Work required:
Gather, from the listing beneath this task, every line holding the string "that".

__________

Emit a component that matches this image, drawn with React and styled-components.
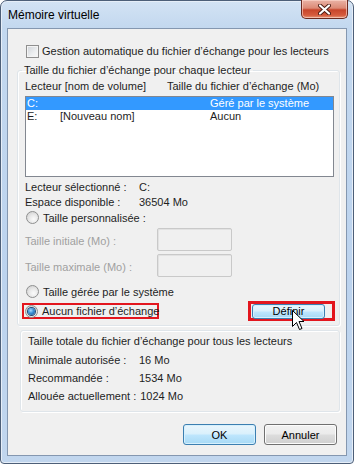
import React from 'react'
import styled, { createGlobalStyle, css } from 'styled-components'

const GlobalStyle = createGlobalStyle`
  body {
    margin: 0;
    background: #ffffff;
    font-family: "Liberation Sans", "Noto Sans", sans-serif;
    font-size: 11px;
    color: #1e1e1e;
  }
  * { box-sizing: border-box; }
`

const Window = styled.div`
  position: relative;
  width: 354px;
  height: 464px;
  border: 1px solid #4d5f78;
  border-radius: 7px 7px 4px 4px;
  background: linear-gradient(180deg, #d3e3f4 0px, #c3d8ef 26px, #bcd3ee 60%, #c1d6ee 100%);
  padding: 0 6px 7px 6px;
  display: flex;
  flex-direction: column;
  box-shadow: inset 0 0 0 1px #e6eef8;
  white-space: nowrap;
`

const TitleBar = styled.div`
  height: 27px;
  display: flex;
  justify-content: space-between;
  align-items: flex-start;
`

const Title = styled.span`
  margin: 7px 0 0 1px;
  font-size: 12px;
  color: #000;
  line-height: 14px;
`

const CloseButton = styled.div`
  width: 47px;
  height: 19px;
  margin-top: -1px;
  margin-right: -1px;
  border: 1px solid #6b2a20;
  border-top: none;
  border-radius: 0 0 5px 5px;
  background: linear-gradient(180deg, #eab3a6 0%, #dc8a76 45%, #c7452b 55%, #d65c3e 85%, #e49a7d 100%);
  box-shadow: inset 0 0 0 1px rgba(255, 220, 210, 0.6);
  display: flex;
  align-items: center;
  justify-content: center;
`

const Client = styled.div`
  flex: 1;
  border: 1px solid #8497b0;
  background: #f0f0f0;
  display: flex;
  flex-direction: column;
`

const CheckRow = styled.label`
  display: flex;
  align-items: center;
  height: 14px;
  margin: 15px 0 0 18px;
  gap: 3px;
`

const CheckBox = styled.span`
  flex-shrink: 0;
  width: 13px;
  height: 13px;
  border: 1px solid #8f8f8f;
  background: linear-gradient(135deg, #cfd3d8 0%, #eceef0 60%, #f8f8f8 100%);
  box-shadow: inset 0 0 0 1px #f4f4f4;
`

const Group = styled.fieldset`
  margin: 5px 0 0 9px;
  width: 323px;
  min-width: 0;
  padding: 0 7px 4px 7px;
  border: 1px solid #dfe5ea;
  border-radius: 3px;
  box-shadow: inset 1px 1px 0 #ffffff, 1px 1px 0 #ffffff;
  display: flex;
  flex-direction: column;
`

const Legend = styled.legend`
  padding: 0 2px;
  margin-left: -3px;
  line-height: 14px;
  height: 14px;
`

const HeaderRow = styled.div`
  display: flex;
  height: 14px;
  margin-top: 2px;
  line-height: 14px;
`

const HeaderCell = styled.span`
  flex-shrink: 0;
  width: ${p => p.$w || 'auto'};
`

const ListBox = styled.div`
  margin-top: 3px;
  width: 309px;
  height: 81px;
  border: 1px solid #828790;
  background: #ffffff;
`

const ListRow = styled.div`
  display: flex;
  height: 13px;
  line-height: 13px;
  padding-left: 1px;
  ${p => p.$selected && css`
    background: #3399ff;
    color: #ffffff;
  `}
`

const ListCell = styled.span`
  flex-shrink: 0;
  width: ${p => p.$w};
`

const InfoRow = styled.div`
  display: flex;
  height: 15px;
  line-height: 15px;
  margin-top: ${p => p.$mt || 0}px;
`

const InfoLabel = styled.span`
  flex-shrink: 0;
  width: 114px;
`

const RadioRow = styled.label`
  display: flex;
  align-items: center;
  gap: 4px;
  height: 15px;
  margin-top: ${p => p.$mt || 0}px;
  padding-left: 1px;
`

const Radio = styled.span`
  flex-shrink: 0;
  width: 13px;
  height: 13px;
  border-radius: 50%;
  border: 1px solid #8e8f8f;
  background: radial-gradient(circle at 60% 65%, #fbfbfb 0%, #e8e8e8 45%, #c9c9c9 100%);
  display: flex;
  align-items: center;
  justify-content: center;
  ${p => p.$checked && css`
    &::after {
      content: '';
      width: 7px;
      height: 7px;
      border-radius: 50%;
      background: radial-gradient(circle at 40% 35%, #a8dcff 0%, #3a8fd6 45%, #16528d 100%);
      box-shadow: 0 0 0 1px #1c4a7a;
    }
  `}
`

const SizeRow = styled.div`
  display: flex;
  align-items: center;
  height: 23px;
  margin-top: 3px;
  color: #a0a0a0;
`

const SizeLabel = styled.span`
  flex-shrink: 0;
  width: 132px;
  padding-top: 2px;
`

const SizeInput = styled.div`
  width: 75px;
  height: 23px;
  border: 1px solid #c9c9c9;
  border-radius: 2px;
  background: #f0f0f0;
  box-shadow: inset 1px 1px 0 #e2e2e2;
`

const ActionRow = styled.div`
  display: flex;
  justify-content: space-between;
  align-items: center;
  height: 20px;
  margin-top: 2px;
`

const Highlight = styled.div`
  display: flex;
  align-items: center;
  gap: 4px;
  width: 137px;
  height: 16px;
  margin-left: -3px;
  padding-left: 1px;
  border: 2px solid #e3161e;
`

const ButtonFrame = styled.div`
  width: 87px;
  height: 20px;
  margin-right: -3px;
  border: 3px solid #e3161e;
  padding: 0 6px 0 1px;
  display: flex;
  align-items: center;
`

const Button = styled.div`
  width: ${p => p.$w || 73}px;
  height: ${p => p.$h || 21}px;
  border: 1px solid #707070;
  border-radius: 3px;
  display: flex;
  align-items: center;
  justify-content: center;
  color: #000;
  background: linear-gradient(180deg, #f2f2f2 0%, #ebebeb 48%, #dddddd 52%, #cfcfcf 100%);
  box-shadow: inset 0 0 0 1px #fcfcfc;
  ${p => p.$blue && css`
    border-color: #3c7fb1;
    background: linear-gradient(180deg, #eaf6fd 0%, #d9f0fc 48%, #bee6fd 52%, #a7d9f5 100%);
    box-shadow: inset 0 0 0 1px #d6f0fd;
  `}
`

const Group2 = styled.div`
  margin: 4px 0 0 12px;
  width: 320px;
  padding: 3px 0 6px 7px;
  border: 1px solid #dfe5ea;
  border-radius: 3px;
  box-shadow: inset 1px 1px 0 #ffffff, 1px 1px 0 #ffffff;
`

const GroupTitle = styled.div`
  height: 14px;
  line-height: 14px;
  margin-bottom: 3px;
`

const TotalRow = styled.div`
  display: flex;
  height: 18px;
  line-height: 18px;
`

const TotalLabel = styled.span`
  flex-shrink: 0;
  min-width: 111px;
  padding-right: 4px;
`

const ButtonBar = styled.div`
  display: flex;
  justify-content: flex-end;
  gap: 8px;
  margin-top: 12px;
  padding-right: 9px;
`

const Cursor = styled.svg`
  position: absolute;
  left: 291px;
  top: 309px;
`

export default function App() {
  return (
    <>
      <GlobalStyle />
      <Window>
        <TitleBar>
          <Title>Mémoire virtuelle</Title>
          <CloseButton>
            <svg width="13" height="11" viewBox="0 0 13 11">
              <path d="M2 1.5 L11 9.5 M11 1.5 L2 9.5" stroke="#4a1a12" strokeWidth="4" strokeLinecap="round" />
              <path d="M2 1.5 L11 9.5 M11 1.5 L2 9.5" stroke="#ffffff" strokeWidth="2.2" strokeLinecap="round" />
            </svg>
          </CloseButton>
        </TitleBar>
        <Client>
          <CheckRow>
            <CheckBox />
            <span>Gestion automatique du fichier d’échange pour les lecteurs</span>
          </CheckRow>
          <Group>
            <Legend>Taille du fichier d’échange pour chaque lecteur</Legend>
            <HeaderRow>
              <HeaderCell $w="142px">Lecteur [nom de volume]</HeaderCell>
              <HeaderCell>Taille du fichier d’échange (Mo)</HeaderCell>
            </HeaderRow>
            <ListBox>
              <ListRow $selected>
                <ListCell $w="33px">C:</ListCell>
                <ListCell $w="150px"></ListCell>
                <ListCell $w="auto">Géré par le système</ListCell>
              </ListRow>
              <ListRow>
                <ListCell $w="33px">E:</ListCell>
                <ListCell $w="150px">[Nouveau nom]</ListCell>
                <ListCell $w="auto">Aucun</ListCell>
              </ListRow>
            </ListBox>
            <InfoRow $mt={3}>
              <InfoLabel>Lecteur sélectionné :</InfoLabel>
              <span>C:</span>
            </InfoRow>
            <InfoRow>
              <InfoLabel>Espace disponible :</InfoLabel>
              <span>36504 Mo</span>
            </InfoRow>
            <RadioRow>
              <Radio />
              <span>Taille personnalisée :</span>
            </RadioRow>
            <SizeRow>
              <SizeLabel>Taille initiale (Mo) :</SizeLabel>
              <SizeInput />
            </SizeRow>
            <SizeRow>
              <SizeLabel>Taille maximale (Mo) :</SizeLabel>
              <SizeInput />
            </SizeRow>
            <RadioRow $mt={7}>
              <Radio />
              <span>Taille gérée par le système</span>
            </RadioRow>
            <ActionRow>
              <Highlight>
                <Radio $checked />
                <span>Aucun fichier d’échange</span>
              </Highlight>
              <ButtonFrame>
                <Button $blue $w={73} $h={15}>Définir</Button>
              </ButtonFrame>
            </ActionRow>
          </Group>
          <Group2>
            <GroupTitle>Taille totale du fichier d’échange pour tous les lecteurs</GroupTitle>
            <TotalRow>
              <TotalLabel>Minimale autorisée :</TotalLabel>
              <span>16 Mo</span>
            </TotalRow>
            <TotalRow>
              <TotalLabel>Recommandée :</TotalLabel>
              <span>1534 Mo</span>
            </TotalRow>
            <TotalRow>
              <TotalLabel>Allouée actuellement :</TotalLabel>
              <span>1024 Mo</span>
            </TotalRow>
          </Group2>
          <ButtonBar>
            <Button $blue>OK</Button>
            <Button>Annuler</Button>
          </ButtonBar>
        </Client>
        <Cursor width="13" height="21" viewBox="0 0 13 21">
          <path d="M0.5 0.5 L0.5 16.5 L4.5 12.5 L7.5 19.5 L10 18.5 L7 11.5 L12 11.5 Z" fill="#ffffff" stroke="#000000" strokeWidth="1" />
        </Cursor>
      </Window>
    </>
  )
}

__________

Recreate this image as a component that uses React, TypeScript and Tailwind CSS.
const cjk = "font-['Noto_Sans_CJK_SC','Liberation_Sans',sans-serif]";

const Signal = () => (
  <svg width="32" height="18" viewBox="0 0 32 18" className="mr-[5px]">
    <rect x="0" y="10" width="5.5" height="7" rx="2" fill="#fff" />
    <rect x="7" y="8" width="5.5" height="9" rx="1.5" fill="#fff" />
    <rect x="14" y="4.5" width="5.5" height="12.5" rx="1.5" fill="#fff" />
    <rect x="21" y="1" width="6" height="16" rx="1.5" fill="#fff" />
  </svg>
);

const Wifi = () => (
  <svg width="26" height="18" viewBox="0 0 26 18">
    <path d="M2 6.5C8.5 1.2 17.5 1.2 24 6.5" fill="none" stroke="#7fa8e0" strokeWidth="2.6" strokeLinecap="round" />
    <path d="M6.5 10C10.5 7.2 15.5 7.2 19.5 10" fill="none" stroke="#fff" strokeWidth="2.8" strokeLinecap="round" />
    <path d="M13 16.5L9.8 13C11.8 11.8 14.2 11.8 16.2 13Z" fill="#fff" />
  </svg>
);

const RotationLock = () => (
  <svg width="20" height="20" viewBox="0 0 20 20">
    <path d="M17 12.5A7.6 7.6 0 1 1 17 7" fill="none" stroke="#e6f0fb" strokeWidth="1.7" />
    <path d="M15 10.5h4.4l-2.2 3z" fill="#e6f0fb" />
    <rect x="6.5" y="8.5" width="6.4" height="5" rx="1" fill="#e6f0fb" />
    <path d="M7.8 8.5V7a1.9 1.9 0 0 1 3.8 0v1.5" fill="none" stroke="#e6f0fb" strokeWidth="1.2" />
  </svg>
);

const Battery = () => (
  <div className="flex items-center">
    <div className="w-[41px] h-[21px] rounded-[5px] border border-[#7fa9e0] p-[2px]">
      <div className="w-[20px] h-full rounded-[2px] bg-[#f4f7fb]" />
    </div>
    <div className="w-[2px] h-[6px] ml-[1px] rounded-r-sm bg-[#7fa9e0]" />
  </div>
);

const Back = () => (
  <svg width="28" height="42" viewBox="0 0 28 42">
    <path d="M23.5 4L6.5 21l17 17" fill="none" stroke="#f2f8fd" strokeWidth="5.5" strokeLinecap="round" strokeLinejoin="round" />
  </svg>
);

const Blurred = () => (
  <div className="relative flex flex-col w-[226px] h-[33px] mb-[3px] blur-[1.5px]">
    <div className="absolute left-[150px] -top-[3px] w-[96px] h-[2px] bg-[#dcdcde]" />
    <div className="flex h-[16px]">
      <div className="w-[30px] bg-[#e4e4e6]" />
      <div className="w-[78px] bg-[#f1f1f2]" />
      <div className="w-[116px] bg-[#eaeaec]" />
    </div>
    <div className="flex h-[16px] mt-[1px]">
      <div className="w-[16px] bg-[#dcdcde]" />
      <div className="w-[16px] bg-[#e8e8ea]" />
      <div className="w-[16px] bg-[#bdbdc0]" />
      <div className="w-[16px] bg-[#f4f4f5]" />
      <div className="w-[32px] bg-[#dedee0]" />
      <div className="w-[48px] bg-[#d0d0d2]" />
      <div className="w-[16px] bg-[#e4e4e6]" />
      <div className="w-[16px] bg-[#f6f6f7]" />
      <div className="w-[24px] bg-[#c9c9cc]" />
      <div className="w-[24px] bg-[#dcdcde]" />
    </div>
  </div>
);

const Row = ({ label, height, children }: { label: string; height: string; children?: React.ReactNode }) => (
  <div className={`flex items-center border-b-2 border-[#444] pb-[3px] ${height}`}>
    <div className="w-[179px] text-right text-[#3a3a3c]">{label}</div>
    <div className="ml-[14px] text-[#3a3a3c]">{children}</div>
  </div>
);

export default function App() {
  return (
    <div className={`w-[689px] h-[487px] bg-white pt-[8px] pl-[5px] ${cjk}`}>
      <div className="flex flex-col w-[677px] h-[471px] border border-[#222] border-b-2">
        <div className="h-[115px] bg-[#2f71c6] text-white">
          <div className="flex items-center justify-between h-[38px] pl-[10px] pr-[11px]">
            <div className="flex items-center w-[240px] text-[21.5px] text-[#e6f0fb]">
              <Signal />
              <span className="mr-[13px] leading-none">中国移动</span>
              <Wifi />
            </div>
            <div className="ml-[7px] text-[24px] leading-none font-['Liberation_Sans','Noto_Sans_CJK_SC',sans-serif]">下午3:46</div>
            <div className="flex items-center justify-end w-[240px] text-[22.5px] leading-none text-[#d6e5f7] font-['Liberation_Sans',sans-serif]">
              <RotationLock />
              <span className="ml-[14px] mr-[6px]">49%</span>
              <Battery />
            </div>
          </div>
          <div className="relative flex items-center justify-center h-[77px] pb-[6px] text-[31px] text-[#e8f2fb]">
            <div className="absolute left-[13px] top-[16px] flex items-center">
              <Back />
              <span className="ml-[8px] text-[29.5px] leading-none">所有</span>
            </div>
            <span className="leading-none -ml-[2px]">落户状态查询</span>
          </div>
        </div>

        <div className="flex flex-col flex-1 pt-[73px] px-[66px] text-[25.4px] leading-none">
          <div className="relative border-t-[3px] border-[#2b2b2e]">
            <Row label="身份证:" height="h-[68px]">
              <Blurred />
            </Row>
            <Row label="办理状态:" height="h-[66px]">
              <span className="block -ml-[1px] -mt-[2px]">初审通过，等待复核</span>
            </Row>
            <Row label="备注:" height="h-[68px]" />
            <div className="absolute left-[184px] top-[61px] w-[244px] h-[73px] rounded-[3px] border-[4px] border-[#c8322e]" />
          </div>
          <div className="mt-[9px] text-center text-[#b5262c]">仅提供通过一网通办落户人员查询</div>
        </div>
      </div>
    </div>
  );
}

__________

Completed exercise:
Emit a component that matches this image, drawn with React and styled-components.
Recreate this image as a component that uses React, TypeScript and Tailwind CSS.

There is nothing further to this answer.